- PROBLEM:
Give the data again exactly, from its opening line through the line in which "string; value: string;" appears.

- ITEMS:
==================================================

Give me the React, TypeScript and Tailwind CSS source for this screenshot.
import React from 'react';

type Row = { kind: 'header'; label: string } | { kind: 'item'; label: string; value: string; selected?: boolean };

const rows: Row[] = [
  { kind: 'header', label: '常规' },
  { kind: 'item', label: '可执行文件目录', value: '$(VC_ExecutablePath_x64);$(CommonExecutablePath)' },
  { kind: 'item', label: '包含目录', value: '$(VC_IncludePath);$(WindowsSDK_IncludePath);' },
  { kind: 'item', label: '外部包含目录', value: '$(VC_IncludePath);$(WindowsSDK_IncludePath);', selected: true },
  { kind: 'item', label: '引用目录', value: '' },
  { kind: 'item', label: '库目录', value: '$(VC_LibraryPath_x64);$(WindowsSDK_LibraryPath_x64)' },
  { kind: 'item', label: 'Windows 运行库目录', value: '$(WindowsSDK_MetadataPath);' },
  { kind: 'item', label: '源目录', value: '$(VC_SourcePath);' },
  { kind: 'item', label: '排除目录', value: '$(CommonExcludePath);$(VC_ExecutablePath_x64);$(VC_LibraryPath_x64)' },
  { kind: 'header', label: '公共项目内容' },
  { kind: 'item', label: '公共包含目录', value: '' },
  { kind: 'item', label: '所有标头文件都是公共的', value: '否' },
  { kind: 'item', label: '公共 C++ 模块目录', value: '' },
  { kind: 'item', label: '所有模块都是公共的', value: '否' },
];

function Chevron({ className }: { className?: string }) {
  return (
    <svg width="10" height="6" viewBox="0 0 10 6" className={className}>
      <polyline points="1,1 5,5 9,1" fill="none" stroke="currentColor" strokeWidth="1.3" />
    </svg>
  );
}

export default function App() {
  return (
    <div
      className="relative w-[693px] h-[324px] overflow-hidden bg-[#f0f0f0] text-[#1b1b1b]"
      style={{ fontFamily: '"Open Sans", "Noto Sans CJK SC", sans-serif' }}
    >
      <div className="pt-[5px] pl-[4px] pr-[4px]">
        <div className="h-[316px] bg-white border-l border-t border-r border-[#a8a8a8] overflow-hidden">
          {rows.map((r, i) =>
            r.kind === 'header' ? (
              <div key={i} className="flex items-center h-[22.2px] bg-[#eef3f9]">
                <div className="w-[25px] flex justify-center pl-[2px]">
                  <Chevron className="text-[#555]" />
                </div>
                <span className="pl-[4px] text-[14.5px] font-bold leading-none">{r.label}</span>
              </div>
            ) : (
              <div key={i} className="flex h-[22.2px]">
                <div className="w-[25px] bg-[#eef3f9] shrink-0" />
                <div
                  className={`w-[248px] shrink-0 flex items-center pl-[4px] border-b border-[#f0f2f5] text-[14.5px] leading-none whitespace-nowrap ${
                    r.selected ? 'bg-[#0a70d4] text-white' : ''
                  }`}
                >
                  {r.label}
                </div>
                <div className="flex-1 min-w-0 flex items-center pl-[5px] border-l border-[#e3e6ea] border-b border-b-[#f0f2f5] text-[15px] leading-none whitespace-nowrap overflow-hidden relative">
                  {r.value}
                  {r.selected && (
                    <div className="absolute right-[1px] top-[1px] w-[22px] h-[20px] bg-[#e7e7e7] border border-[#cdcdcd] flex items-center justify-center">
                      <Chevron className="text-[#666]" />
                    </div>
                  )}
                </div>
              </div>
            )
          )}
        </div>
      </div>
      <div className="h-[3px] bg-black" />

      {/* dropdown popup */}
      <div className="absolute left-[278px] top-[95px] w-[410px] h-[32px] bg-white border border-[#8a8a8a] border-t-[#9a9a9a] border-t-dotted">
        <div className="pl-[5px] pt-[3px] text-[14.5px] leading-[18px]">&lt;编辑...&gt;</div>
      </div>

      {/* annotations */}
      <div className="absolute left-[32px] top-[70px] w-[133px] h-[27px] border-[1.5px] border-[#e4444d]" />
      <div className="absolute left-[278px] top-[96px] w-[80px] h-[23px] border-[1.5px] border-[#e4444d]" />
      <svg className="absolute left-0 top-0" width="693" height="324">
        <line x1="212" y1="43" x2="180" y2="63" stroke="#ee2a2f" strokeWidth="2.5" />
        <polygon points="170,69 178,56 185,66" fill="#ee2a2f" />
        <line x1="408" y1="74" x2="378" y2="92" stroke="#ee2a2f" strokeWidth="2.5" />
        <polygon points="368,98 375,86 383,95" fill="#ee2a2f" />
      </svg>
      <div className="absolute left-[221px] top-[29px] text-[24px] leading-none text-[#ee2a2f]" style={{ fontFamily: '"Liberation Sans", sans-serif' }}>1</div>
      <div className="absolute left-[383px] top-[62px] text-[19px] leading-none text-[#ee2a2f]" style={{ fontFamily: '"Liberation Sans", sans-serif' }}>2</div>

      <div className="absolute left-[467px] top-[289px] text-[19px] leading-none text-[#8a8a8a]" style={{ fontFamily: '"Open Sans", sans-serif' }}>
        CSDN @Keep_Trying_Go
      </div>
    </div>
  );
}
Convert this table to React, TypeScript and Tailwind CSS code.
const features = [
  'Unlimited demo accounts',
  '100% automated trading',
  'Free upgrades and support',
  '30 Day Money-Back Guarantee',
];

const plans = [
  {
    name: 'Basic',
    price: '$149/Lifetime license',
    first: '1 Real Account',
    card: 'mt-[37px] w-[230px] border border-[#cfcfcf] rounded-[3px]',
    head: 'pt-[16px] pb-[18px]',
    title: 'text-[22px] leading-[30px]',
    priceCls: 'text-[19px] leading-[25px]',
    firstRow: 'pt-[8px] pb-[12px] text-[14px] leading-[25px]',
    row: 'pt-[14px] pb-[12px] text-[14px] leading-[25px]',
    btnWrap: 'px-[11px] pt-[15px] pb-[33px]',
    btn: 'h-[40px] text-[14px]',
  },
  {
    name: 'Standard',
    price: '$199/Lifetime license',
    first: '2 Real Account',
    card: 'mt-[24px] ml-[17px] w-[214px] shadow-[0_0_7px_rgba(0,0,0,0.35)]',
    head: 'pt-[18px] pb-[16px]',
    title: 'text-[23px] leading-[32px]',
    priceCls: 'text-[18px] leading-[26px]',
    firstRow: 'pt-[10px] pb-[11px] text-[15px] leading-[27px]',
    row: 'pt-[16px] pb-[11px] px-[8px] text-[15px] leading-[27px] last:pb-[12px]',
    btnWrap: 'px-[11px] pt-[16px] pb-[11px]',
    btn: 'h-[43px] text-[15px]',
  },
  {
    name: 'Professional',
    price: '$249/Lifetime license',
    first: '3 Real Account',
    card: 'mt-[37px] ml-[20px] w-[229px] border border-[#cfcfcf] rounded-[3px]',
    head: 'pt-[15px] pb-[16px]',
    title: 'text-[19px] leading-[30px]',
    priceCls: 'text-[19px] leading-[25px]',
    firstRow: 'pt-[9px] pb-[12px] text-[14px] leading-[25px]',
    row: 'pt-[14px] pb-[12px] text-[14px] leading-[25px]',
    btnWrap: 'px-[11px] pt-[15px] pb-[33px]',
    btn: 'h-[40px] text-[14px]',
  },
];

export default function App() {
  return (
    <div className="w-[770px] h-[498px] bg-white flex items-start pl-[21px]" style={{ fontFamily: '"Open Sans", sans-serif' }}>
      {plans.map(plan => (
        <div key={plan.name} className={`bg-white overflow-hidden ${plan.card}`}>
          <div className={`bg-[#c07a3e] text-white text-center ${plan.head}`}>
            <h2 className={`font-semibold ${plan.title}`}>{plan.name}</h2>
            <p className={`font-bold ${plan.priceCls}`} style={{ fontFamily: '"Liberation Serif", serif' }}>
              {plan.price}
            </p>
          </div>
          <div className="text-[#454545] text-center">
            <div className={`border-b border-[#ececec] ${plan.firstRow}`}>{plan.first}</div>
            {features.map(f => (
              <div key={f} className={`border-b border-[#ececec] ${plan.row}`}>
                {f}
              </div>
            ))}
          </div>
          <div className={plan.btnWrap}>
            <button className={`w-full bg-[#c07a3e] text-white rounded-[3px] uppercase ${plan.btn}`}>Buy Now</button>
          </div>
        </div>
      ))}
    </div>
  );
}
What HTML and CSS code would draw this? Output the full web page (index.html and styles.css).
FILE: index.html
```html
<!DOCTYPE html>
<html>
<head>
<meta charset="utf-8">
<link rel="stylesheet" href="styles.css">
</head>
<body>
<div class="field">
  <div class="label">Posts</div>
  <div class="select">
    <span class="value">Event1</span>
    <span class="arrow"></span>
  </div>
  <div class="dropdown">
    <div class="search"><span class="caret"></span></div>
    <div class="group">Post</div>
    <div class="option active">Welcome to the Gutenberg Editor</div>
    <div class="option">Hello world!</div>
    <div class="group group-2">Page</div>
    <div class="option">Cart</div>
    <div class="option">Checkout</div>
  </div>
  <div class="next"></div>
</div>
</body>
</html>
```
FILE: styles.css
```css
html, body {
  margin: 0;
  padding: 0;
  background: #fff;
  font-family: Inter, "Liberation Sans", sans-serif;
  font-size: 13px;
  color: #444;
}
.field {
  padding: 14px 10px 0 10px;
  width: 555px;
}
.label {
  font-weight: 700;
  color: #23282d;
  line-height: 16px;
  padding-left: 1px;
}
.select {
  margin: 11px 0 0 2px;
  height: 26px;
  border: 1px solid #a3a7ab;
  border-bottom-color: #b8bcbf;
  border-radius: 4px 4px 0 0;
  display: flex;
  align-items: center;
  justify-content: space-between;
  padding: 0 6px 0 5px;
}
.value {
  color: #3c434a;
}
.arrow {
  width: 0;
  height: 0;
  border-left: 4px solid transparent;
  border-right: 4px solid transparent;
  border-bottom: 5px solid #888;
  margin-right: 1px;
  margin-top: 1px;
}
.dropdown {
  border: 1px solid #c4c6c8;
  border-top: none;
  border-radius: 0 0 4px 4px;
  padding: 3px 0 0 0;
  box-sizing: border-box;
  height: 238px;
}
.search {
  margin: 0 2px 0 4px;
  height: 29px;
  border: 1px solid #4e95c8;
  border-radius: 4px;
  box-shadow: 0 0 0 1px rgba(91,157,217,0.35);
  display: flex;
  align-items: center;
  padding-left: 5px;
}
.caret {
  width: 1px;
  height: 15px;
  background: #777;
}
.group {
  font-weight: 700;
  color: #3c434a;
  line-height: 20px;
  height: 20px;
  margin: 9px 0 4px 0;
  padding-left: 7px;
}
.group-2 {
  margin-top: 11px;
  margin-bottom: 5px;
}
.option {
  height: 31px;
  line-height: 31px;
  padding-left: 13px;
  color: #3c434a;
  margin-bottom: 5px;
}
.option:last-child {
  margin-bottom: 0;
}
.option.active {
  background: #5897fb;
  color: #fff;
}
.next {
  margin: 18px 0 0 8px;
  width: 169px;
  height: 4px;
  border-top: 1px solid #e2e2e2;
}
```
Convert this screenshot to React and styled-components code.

==================================================

- EXERCISE RESPONSE:
Give me the React, TypeScript and Tailwind CSS source for this screenshot.
import React from 'react';

type Row = { kind: 'header'; label: string } | { kind: 'item'; label: string; value: string; selected?: boolean };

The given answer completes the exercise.